How to Create a Triangle
So long as you have 3 points of vague interest in a photo that aren’t on the same line, then you can easily create a triangle. It’s not about having 3 clear lines that join up in a photo, that would be too obvious, it’s about grouping points of interest.
If you take a look back through some of your photos, you’ll probably realise that a lot of the photos you’ve taken contain triangles, but whether you’ve used them to their maximum potential is another thing.
One of the most common types of triangles that you’ll come across is the implied triangle. As you’ll rarely see physical triangles in photography, the shape is almost always implied, and it’s done so usually without the viewer even noticing it. The more you know about composition, the easier it is for you to start deconstructing what makes a photo good and using that to make your own photos better.
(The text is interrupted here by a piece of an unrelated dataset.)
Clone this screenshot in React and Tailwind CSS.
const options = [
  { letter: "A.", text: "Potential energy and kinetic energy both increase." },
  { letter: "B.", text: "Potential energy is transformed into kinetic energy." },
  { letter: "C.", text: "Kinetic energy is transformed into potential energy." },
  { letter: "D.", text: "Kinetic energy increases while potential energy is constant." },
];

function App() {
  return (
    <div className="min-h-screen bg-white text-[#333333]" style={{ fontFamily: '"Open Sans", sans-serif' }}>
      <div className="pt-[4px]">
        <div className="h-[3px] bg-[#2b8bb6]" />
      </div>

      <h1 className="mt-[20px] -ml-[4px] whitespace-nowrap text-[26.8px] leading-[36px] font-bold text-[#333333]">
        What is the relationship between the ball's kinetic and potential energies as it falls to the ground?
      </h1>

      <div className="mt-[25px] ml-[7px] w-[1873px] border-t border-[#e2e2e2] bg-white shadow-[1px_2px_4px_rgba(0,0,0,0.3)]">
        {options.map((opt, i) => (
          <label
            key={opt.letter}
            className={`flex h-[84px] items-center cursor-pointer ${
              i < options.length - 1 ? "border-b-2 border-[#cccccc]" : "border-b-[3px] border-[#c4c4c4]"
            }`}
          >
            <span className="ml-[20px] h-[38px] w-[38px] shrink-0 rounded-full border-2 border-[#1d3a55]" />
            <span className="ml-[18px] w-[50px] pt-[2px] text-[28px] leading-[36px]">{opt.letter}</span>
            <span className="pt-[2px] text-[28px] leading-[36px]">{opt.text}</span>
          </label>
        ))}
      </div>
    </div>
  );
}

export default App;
Having the base of the triangle at the bottom and apex at the top of the photo make the triangle appear very stable, much like a pyramid, and it’s often found in architecture photography. When you start to change the angles inside the triangle and change the rotation of the triangle, the photo starts to appear less stable, with the extreme having the apex at the bottom of the photo, but we’ll get to that in a bit. Have a look at the photo below as a less stable triangle – notice I used the submerged breakwater as one of the edges of the triangle.
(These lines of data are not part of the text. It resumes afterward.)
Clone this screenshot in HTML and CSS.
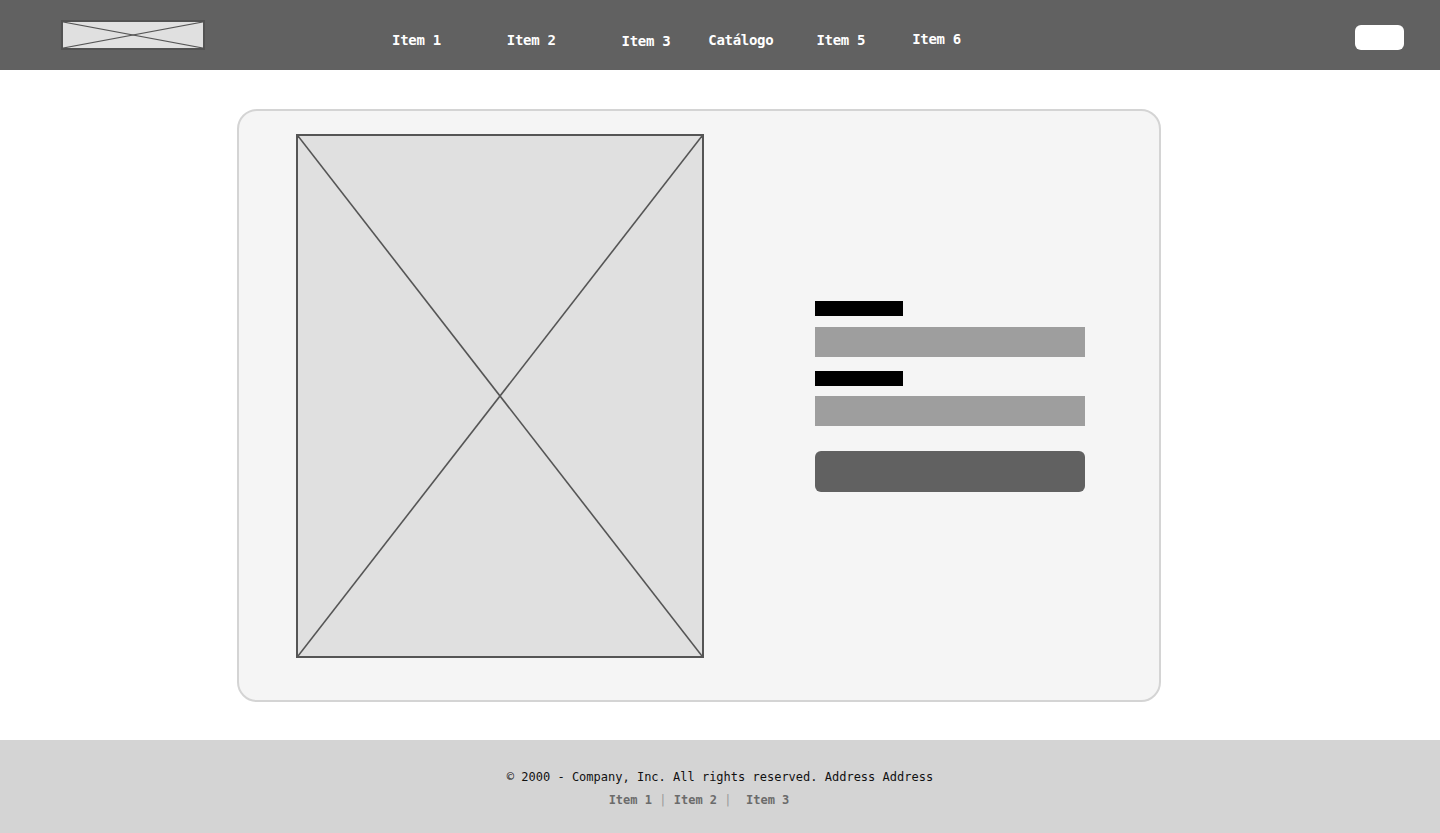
FILE: index.html
```html
<!DOCTYPE html>
<html lang="es">
<head>
    <meta charset="UTF-8">
    <meta name="viewport" content="width=device-width, initial-scale=1.0">
    <title>Catálogo</title>
    <link rel="stylesheet" href="styles.css">
</head>
<body>
    <header class="topbar">
        <div class="logo">
            <svg viewBox="0 0 100 100" preserveAspectRatio="none">
                <line x1="0" y1="0" x2="100" y2="100"/>
                <line x1="0" y1="100" x2="100" y2="0"/>
            </svg>
        </div>
        <nav class="nav">
            <a href="#" class="nav-1">Item 1</a>
            <a href="#" class="nav-2">Item 2</a>
            <a href="#" class="nav-3">Item 3</a>
            <a href="#" class="nav-4">Catálogo</a>
            <a href="#" class="nav-5">Item 5</a>
            <a href="#" class="nav-6">Item 6</a>
        </nav>
        <button class="top-btn"></button>
    </header>

    <main class="main">
        <section class="card">
            <div class="picture">
                <svg viewBox="0 0 100 100" preserveAspectRatio="none">
                    <line x1="0" y1="0" x2="100" y2="100"/>
                    <line x1="0" y1="100" x2="100" y2="0"/>
                </svg>
            </div>
            <form class="form">
                <span class="label"></span>
                <span class="field"></span>
                <span class="label second"></span>
                <span class="field"></span>
                <button type="button" class="submit"></button>
            </form>
        </section>
    </main>

    <footer class="footer">
        <p class="copy">&copy; 2000 - Company, Inc. All rights reserved. Address Address</p>
        <p class="links"><a href="#">Item 1</a> <span class="sep">|</span> <a href="#">Item 2</a> <span class="sep">|</span> &nbsp;<a href="#">Item 3</a></p>
    </footer>
</body>
</html>
```

FILE: styles.css
```css
* {
    margin: 0;
    padding: 0;
    box-sizing: border-box;
}

body {
    font-family: 'DejaVu Sans Mono', 'Liberation Mono', monospace;
    background-color: #fff;
    color: #111;
}

/* Top bar */
.topbar {
    height: 70px;
    background-color: #616161;
    display: flex;
    align-items: center;
    padding: 0 36px 0 61px;
}

.logo {
    width: 144px;
    height: 30px;
    background-color: #e0e0e0;
    border: 2px solid #525252;
}

.logo svg,
.picture svg {
    display: block;
    width: 100%;
    height: 100%;
}

.logo line {
    stroke: #555;
    stroke-width: 1.2;
    vector-effect: non-scaling-stroke;
}

.nav {
    display: flex;
    align-items: center;
    margin-left: 187px;
    margin-top: 10px;
}

.nav a {
    color: #fff;
    text-decoration: none;
    font-weight: bold;
    font-size: 14px;
    letter-spacing: -0.3px;
}

.nav-2 { margin-left: 66px; }
.nav-3 { margin-left: 66px; margin-top: 2px; }
.nav-4 { margin-left: 38px; }
.nav-5 { margin-left: 43px; }
.nav-6 { margin-left: 47px; margin-top: -2px; }

.top-btn {
    margin-left: auto;
    width: 49px;
    height: 25px;
    margin-top: 4px;
    background-color: #fff;
    border: none;
    border-radius: 6px;
}

/* Content */
.main {
    padding: 39px 0 38px 237px;
}

.card {
    width: 924px;
    height: 593px;
    background-color: #f5f5f5;
    border: 2px solid #d4d4d4;
    border-radius: 20px;
    display: flex;
    align-items: flex-start;
    padding: 23px 0 0 57px;
}

.picture {
    width: 408px;
    height: 524px;
    background-color: #e0e0e0;
    border: 2px solid #555;
}

.picture line {
    stroke: #555;
    stroke-width: 1.6;
    vector-effect: non-scaling-stroke;
}

.form {
    display: flex;
    flex-direction: column;
    width: 270px;
    margin: 167px 0 0 111px;
}

.label {
    display: block;
    width: 88px;
    height: 15px;
    background-color: #000;
}

.field {
    display: block;
    height: 30px;
    margin: 11px 0 14px;
    background-color: #9e9e9e;
}

.second + .field {
    margin-top: 10px;
}

.submit {
    height: 41px;
    margin-top: 11px;
    border: none;
    border-radius: 6px;
    background-color: #616161;
}

/* Footer */
.footer {
    background-color: #d4d4d4;
    height: 93px;
    text-align: center;
    padding-top: 30px;
    font-size: 12px;
}

.copy {
    color: #111;
}

.links {
    margin-top: 9px;
    padding-right: 42px;
    color: #6b6b6b;
    font-weight: bold;
}

.links a {
    color: #6b6b6b;
    text-decoration: none;
}

.links .sep {
    color: #999;
    font-weight: normal;
}
```
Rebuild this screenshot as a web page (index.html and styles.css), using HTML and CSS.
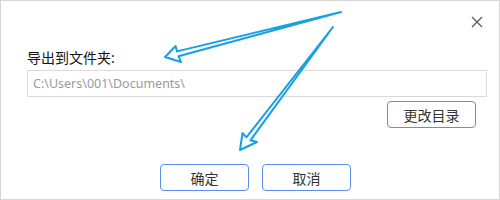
FILE: index.html
```html
<!DOCTYPE html>
<html lang="zh-CN">
<head>
    <meta charset="UTF-8">
    <title>导出</title>
    <link rel="stylesheet" href="styles.css">
</head>
<body>
    <div class="dialog">
        <div class="titlebar">
            <button class="close-btn" aria-label="关闭">
                <svg width="12" height="12" viewBox="0 0 12 12">
                    <path d="M1 1 L11 11 M11 1 L1 11" stroke="#555" stroke-width="1.2" fill="none"/>
                </svg>
            </button>
        </div>

        <div class="content">
            <div class="label">导出到文件夹:</div>
            <div class="path-box">C:\Users\001\Documents\</div>
            <div class="row-right">
                <button class="btn">更改目录</button>
            </div>
        </div>

        <div class="footer">
            <button class="btn">确定</button>
            <button class="btn">取消</button>
        </div>

        <!-- annotation arrows drawn over the dialog -->
        <svg class="arrows" width="500" height="200" viewBox="0 0 500 200">
            <polygon points="341,12 177,51.4 175.6,46 165,57 181,62 178.5,56.2"
                     fill="none" stroke="#17a0e2" stroke-width="2" stroke-linejoin="round"/>
            <polygon points="333,27 246.4,137.3 242.5,133 240,150 257,142 250.4,140.3"
                     fill="none" stroke="#17a0e2" stroke-width="2" stroke-linejoin="round"/>
        </svg>
    </div>
</body>
</html>
```

FILE: styles.css
```css
* {
    margin: 0;
    padding: 0;
    box-sizing: border-box;
}

body {
    background: #fff;
    font-family: "Noto Sans", "Noto Sans CJK SC", sans-serif;
}

.dialog {
    position: relative;
    width: 500px;
    height: 200px;
    border: 1px solid #d6d6d6;
    background: #fff;
    display: flex;
    flex-direction: column;
}

.titlebar {
    height: 41px;
    display: flex;
    justify-content: flex-end;
    align-items: center;
    padding-right: 15px;
}

.close-btn {
    width: 14px;
    height: 14px;
    border: none;
    background: none;
    display: flex;
    align-items: center;
    justify-content: center;
    cursor: pointer;
}

.content {
    padding: 0 12px 0 26px;
}

.label {
    font-size: 14px;
    line-height: 20px;
    color: #111;
    margin-top: 6px;
}

.path-box {
    margin-top: 2px;
    height: 27px;
    border: 1px solid #d9d9d9;
    padding: 0 5px;
    font-size: 12.5px;
    line-height: 25px;
    color: #9a9a9a;
}

.row-right {
    display: flex;
    justify-content: flex-end;
    margin-top: 4px;
    padding-right: 11px;
}

.btn {
    width: 89px;
    height: 27px;
    border: 1px solid #5b8ef2;
    border-radius: 4px;
    background: #fff;
    font-family: "Noto Sans CJK SC", sans-serif;
    font-size: 14px;
    color: #333;
    cursor: pointer;
}

.footer {
    margin-top: 36px;
    display: flex;
    justify-content: center;
    gap: 13px;
    padding-left: 11px;
}

.arrows {
    position: absolute;
    left: -1px;
    top: -1px;
    pointer-events: none;
}
```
Whether they’re straight or diagonal lines, when they go far enough into the distance, you start to see the lines converge and that is where you’ll start to see a lot of triangles. These triangles can appear in the frame or outside the frame, it’s just a matter of the distance you have to work with. The winder the angle of the lens, the more likely you’ll be to have the lines converge inside the frame.
Often photos converge outside the frame when you’re shooting photos of buildings and their height make the lines converge towards the top, but it wouldn’t make sense to include the space that the lines may have converged if they had carried on.
When the lines converge within the frame it’s much easier to see and often you’ll find that it happens more than once. Notice how we’re only really working with 2 actual lines in the photo? That’s because you can also use the frame of the photo as one of the sides of the triangle, like I’ve done below.
If you want to create an unstable feeling in a photograph then a quick and easy way to do this is to include an upside down triangle, or at least a triangle with a weird rotation. Not only have I used a triangle with its apex at the bottom of the photo, the ground of my photo isn’t level either, which adds to the feeling and also makes new triangles appear where they wouldn’t have been, had there been a square bottom half to the photo. Triangles like this are excellent at drawing the attention to something seemingly insignificant or bland and making the photo more interesting.
3 Figure Shots
You’ll commonly see triangles without even realising in in 3 figure shots where there’s multiple subjects. Take the photo below for example, there’s 3 subjects, each with the same visual weight which initially leads you to look at each subject for the same amount of time, before going back to whatever drew you in the most. This sort of shot works well, but be careful about trying to force this, or when you’ve got 3 subjects which are at the same height and heads appear in a line, it won’t work as well.
Triangles act in a similar way to arrows when the apex converges at a certain point as your eyes are drawn down their edges and onto the subject in question. This is arguably quite similar to what diagonal lines do, only this involves 2 or more physical lines and 1 implied line. Have a look a the photo below and notice that your attention is drawn to the subject’s sunglasses as that is where the apex of the triangle converges.
You can also use multiple triangles to create this effect, you just need to be careful where you’re pointing them. I used the triangular shape of the rock edges to direct the attention onto my models legs below, but I feel that that ultimately took away from her face.
I wanted to include this extra little section at the bottom to try and analyze what I like about the photo below. I took this a few weeks ago and it’s one of my favourite photos to date, but it’s hard to know exactly why unless you delve a little deeper. The lighting is good, the colour and grain is spectacular, but most importantly, I feel it was the inclusion of so many diagonal lines that created a large number of triangles in the frame (in the background in particular) that made it so good. I count at least seven triangles which kept my staring at the photo for ages. Subtle differences in angle and viewpoint can make a huge difference to your photos.